### DATA SHOWN
++++++++++++++++++++
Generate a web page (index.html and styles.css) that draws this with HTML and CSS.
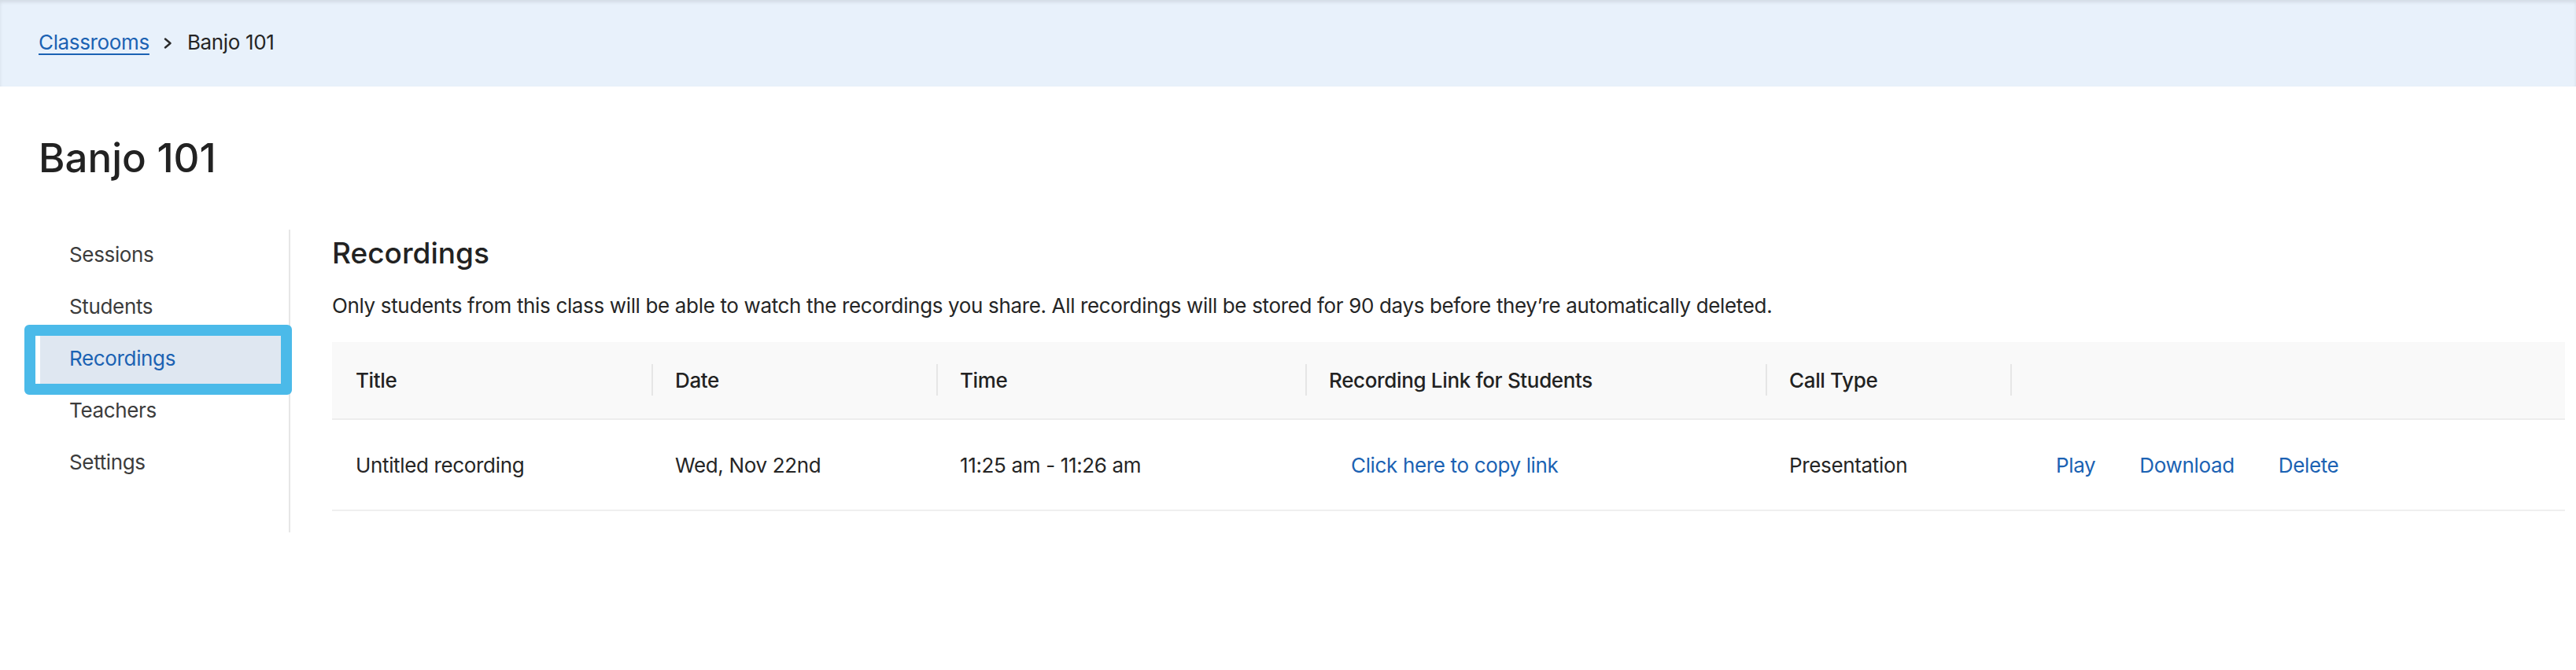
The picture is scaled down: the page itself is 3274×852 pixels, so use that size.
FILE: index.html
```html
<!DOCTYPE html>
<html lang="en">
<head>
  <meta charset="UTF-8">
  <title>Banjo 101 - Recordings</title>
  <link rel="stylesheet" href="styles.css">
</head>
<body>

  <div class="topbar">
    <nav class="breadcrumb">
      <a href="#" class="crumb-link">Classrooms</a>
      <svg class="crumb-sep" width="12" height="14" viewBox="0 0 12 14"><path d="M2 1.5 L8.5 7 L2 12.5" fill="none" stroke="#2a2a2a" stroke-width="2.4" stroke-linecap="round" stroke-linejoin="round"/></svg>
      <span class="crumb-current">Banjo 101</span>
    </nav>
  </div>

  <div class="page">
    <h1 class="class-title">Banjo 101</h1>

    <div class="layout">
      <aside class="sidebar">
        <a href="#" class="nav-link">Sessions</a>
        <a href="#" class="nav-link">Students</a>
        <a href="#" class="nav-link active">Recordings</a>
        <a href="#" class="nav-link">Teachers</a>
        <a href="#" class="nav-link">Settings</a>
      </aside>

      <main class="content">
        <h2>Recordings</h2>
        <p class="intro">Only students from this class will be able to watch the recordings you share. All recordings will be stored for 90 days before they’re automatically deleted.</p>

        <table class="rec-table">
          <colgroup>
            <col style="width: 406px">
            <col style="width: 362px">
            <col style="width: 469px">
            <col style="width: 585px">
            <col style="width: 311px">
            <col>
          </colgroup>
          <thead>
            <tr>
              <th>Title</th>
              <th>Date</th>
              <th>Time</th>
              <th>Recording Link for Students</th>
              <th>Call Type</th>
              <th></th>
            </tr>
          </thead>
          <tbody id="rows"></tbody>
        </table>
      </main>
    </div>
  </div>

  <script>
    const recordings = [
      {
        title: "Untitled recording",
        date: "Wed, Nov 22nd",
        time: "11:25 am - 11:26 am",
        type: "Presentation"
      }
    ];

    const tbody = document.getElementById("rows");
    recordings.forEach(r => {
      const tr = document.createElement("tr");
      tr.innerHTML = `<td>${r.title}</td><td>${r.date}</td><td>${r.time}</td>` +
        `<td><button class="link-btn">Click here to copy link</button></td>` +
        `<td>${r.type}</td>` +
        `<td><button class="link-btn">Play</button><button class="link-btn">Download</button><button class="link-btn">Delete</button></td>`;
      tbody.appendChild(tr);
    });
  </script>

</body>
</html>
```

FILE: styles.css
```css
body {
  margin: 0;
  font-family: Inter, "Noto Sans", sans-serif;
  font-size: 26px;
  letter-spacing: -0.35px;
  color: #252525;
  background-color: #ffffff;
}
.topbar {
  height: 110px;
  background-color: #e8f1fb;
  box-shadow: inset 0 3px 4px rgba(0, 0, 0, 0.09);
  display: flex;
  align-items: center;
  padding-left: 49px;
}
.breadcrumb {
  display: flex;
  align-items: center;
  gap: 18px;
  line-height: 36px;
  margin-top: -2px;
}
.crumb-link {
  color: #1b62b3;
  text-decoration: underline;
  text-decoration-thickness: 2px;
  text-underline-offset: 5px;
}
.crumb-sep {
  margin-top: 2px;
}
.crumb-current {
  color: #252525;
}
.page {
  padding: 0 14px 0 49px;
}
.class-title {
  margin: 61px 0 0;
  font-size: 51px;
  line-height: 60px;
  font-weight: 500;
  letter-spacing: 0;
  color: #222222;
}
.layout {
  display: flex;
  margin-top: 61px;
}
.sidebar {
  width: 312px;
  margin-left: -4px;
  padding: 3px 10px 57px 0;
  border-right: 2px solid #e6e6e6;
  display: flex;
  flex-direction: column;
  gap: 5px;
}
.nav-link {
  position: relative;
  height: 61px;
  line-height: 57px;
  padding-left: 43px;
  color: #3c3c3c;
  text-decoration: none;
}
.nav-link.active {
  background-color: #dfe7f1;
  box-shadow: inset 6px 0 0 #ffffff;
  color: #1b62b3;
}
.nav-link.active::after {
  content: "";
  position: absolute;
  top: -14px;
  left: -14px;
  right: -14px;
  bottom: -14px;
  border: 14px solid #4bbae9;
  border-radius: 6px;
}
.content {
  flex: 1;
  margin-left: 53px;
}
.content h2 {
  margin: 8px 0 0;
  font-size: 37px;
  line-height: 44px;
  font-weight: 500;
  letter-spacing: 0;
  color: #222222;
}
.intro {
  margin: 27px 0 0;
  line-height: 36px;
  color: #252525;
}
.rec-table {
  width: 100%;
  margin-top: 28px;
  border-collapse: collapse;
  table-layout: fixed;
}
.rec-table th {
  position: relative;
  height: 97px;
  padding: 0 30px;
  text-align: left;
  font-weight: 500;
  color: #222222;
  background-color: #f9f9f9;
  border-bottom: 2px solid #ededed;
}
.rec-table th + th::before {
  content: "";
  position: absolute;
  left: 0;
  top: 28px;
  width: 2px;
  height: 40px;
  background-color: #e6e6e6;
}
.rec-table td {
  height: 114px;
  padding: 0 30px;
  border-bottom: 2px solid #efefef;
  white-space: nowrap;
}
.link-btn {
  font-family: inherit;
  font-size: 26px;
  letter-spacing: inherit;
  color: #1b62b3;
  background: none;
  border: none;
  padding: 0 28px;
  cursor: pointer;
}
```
++++++++++++++++++++
### GOAL
Go through the listing above and quote it exactly, apart from its images.

### ANSWER
Generate a web page (index.html and styles.css) that draws this with HTML and CSS.
The picture is scaled down: the page itself is 3274×852 pixels, so use that size.
FILE: index.html
```html
<!DOCTYPE html>
<html lang="en">
<head>
  <meta charset="UTF-8">
  <title>Banjo 101 - Recordings</title>
  <link rel="stylesheet" href="styles.css">
</head>
<body>

  <div class="topbar">
    <nav class="breadcrumb">
      <a href="#" class="crumb-link">Classrooms</a>
      <svg class="crumb-sep" width="12" height="14" viewBox="0 0 12 14"><path d="M2 1.5 L8.5 7 L2 12.5" fill="none" stroke="#2a2a2a" stroke-width="2.4" stroke-linecap="round" stroke-linejoin="round"/></svg>
      <span class="crumb-current">Banjo 101</span>
    </nav>
  </div>

  <div class="page">
    <h1 class="class-title">Banjo 101</h1>

    <div class="layout">
      <aside class="sidebar">
        <a href="#" class="nav-link">Sessions</a>
        <a href="#" class="nav-link">Students</a>
        <a href="#" class="nav-link active">Recordings</a>
        <a href="#" class="nav-link">Teachers</a>
        <a href="#" class="nav-link">Settings</a>
      </aside>

      <main class="content">
        <h2>Recordings</h2>
        <p class="intro">Only students from this class will be able to watch the recordings you share. All recordings will be stored for 90 days before they’re automatically deleted.</p>

        <table class="rec-table">
          <colgroup>
            <col style="width: 406px">
            <col style="width: 362px">
            <col style="width: 469px">
            <col style="width: 585px">
            <col style="width: 311px">
            <col>
          </colgroup>
          <thead>
            <tr>
              <th>Title</th>
              <th>Date</th>
              <th>Time</th>
              <th>Recording Link for Students</th>
              <th>Call Type</th>
              <th></th>
            </tr>
          </thead>
          <tbody id="rows"></tbody>
        </table>
      </main>
    </div>
  </div>

  <script>
    const recordings = [
      {
        title: "Untitled recording",
        date: "Wed, Nov 22nd",
        time: "11:25 am - 11:26 am",
        type: "Presentation"
      }
    ];

    const tbody = document.getElementById("rows");
    recordings.forEach(r => {
      const tr = document.createElement("tr");
      tr.innerHTML = `<td>${r.title}</td><td>${r.date}</td><td>${r.time}</td>` +
        `<td><button class="link-btn">Click here to copy link</button></td>` +
        `<td>${r.type}</td>` +
        `<td><button class="link-btn">Play</button><button class="link-btn">Download</button><button class="link-btn">Delete</button></td>`;
      tbody.appendChild(tr);
    });
  </script>

</body>
</html>
```

FILE: styles.css
```css
body {
  margin: 0;
  font-family: Inter, "Noto Sans", sans-serif;
  font-size: 26px;
  letter-spacing: -0.35px;
  color: #252525;
  background-color: #ffffff;
}
.topbar {
  height: 110px;
  background-color: #e8f1fb;
  box-shadow: inset 0 3px 4px rgba(0, 0, 0, 0.09);
  display: flex;
  align-items: center;
  padding-left: 49px;
}
.breadcrumb {
  display: flex;
  align-items: center;
  gap: 18px;
  line-height: 36px;
  margin-top: -2px;
}
.crumb-link {
  color: #1b62b3;
  text-decoration: underline;
  text-decoration-thickness: 2px;
  text-underline-offset: 5px;
}
.crumb-sep {
  margin-top: 2px;
}
.crumb-current {
  color: #252525;
}
.page {
  padding: 0 14px 0 49px;
}
.class-title {
  margin: 61px 0 0;
  font-size: 51px;
  line-height: 60px;
  font-weight: 500;
  letter-spacing: 0;
  color: #222222;
}
.layout {
  display: flex;
  margin-top: 61px;
}
.sidebar {
  width: 312px;
  margin-left: -4px;
  padding: 3px 10px 57px 0;
  border-right: 2px solid #e6e6e6;
  display: flex;
  flex-direction: column;
  gap: 5px;
}
.nav-link {
  position: relative;
  height: 61px;
  line-height: 57px;
  padding-left: 43px;
  color: #3c3c3c;
  text-decoration: none;
}
.nav-link.active {
  background-color: #dfe7f1;
  box-shadow: inset 6px 0 0 #ffffff;
  color: #1b62b3;
}
.nav-link.active::after {
  content: "";
  position: absolute;
  top: -14px;
  left: -14px;
  right: -14px;
  bottom: -14px;
  border: 14px solid #4bbae9;
  border-radius: 6px;
}
.content {
  flex: 1;
  margin-left: 53px;
}
.content h2 {
  margin: 8px 0 0;
  font-size: 37px;
  line-height: 44px;
  font-weight: 500;
  letter-spacing: 0;
  color: #222222;
}
.intro {
  margin: 27px 0 0;
  line-height: 36px;
  color: #252525;
}
.rec-table {
  width: 100%;
  margin-top: 28px;
  border-collapse: collapse;
  table-layout: fixed;
}
.rec-table th {
  position: relative;
  height: 97px;
  padding: 0 30px;
  text-align: left;
  font-weight: 500;
  color: #222222;
  background-color: #f9f9f9;
  border-bottom: 2px solid #ededed;
}
.rec-table th + th::before {
  content: "";
  position: absolute;
  left: 0;
  top: 28px;
  width: 2px;
  height: 40px;
  background-color: #e6e6e6;
}
.rec-table td {
  height: 114px;
  padding: 0 30px;
  border-bottom: 2px solid #efefef;
  white-space: nowrap;
}
.link-btn {
  font-family: inherit;
  font-size: 26px;
  letter-spacing: inherit;
  color: #1b62b3;
  background: none;
  border: none;
  padding: 0 28px;
  cursor: pointer;
}
```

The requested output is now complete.